The playoffs may be incompatible with what MLS wants from the Messi era. If the league wants to put its best players and teams on a pedestal, the current model probably is not be the best way to do so. Next year’s Club World Cup will give Inter Miami an opportunity to catch the eye of fans around the world, but only because Gianni Infantino manufactured their qualification.

To take the next step, MLS appears willing to take some big swings, as proven by the consideration reportedly being given to a European-style winter schedule change for the 2026 season. But before it can do that, the league must decide what it wants to be. Is being The Messi League enough?
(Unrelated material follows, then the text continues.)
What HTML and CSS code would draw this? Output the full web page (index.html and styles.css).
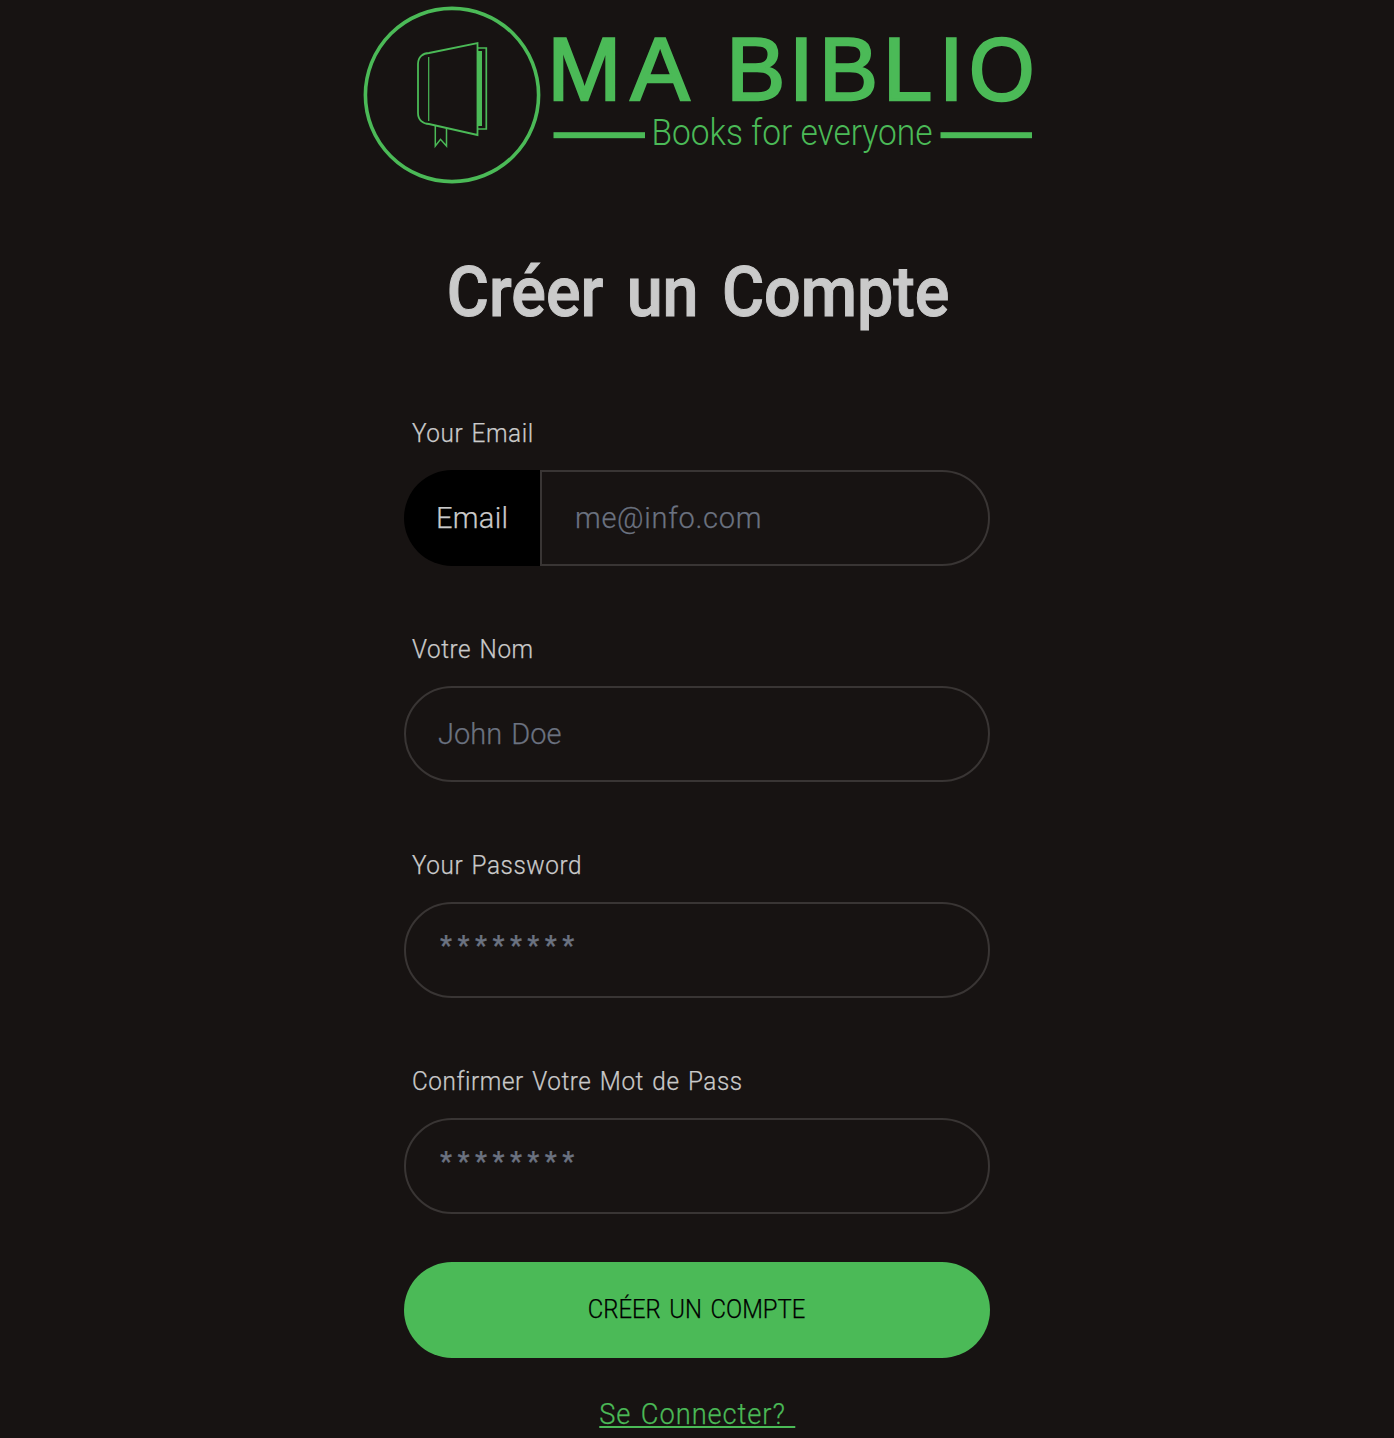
FILE: index.html
```html
<!DOCTYPE html>
<html lang="fr">
<head>
<meta charset="utf-8">
<title>Ma Biblio</title>
<link rel="stylesheet" href="styles.css">
</head>
<body>
<main class="page">
  <svg class="logo" viewBox="0 0 680 192" role="img" aria-label="Ma Biblio">
    <g fill="none" stroke="#4bba57">
      <circle cx="95" cy="95" r="86.6" stroke-width="3.6"/>
      <path stroke-width="1.8" d="M72 53 L120.5 43 V135 L72 124 C66 124 61 120 61 113 V64 C61 57 66 53 72 53 Z"/>
      <path stroke-width="1.2" d="M71.7 57 V121"/>
      <path stroke-width="1.7" d="M121 48 H129.3 V129 H121"/>
      <path stroke-width="1.5" d="M78.3 126 V146 L83.5 139.3 L89.5 146 V128"/>
    </g>
    <g fill="#4bba57">
      <rect x="120" y="51" width="5" height="75"/>
      <rect x="196.5" y="132.2" width="91.5" height="6"/>
      <rect x="583.5" y="132.2" width="91.5" height="6"/>
      <text class="logo-name" y="100.3"><tspan x="190.5">M</tspan><tspan x="273.5">A</tspan> <tspan x="369.2">B</tspan><tspan x="432">I</tspan><tspan x="462">B</tspan><tspan x="526">L</tspan><tspan x="582">I</tspan></text>
      <text class="logo-name" x="612" y="100.3" textLength="65.5" lengthAdjust="spacingAndGlyphs">O</text>
      <text class="logo-tag" x="294.5" y="145" textLength="281" lengthAdjust="spacingAndGlyphs">Books for everyone</text>
    </g>
  </svg>
  <h1 class="title">Créer un Compte</h1>
  <form class="form">
    <div class="field">
      <label class="label" for="email"><span class="narrow">Your Email</span></label>
      <div class="group">
        <span class="addon">Email</span>
        <input class="input" id="email" type="email" placeholder="me@info.com">
      </div>
    </div>
    <div class="field">
      <label class="label" for="name"><span class="narrow">Votre Nom</span></label>
      <input class="input" id="name" type="text" placeholder="John Doe">
    </div>
    <div class="field">
      <label class="label" for="password"><span class="narrow">Your Password</span></label>
      <input class="input stars" id="password" type="password" placeholder="********">
    </div>
    <div class="field">
      <label class="label" for="confirm"><span class="narrow">Confirmer Votre Mot de Pass</span></label>
      <input class="input stars" id="confirm" type="password" placeholder="********">
    </div>
    <button class="submit" type="button"><span class="submit-text">CRÉER UN COMPTE</span></button>
  </form>
  <a class="login" href="#">Se Connecter?&nbsp;</a>
</main>
</body>
</html>
```
FILE: styles.css
```css
* { box-sizing: border-box; }
html { height: 100%; overflow: hidden; background: #171312; }
body {
  margin: 0;
  background: #171312;
  color: #cacaca;
  font-family: Roboto, "Liberation Sans", sans-serif;
  font-weight: 300;
  -webkit-text-stroke: .25px currentColor;
}
.page { display: flex; flex-direction: column; align-items: center; }
.logo { display: block; width: 680px; height: 192px; margin-left: -1px; }
.logo-name { font-family: "Liberation Sans", sans-serif; font-size: 88.5px; font-weight: 400; stroke: #4bba57; stroke-width: 2.4; }
.logo-tag { font-size: 36px; font-weight: 300; }
.title {
  margin: 55px 0 0 3px;
  height: 91px;
  font-size: 71px;
  line-height: 90px;
  font-weight: 500;
  white-space: nowrap;
  word-spacing: 8px;
  transform: scaleX(.91);
  -webkit-text-stroke: 1px currentColor;
}
.form { display: flex; flex-direction: column; gap: 48px; width: 586px; margin-top: 60px; }
.field { display: flex; flex-direction: column; }
.label { height: 72px; padding: 15px 8px 17px; line-height: 40px; font-size: 26px; letter-spacing: .6px; word-spacing: 2px; }
.narrow { display: inline-block; transform: scaleX(.935); transform-origin: left; }
.group { display: flex; }
.input {
  flex: 1 1 auto;
  width: 100%;
  min-width: 0;
  min-height: 96px;
  padding: 0 32px;
  border: 2px solid #393534;
  border-radius: 48px;
  background: transparent;
  color: #cacaca;
  font: inherit;
  font-size: 29px;
  letter-spacing: 0;
  word-spacing: 2px;
}
.input::placeholder { color: #6b7280; opacity: 1; }
.stars { padding: 0 34px 9px; letter-spacing: 5.5px; font-size: 27px; font-weight: 500; }
.group .input { padding-left: 33px; border-radius: 0 48px 48px 0; letter-spacing: .7px; }
.addon {
  display: flex;
  align-items: center;
  flex: 0 0 136px;
  padding-left: 32px;
  border-radius: 48px 0 0 48px;
  background: #000;
  font-size: 29px;
  letter-spacing: .3px;
}
.submit {
  height: 96px;
  padding-bottom: 3px;
  border: 0;
  border-radius: 48px;
  background: #4bba57;
  color: #000;
  font: inherit;
  font-size: 26px;
  word-spacing: 3px;
}
.submit-text { display: inline-block; transform: scaleX(.918); }
.login { margin-top: 36px; line-height: 40px; font-size: 29px; letter-spacing: 1px; word-spacing: 2px; color: #4bba57; text-underline-offset: 2px; text-decoration-thickness: 2px; transform: scaleX(.94); }
```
Is MLS happy having its regular season champions – and best team – ousted early in the playoffs by an opponent with an interim manager and a 40-year-old goalkeeper? Is it content with the growing contradiction between the Supporters’ Shield and MLS Cup? Atlanta United’s victory may have showcased the best of the league, but is it what MLS wants to showcase as the best of MLS?

The Premier League leaned into its competitiveness to position itself as The Best League In The World, focusing on the product as a whole over a single player or team. MLS, however, has taken a different approach, intertwining itself with Messi and Inter Miami so tightly that Saturday’s shock result has to be viewed through a different prism.

None of this should diminish the spectacle of what happened at Chase Stadium on Saturday. Atlanta’s win will go down as the defining moment of the 2024 MLS season and reflect how Messi became the heel of the league as everyone tried to take him and Inter Miami down. For MLS, though, this underdog story could have some bite.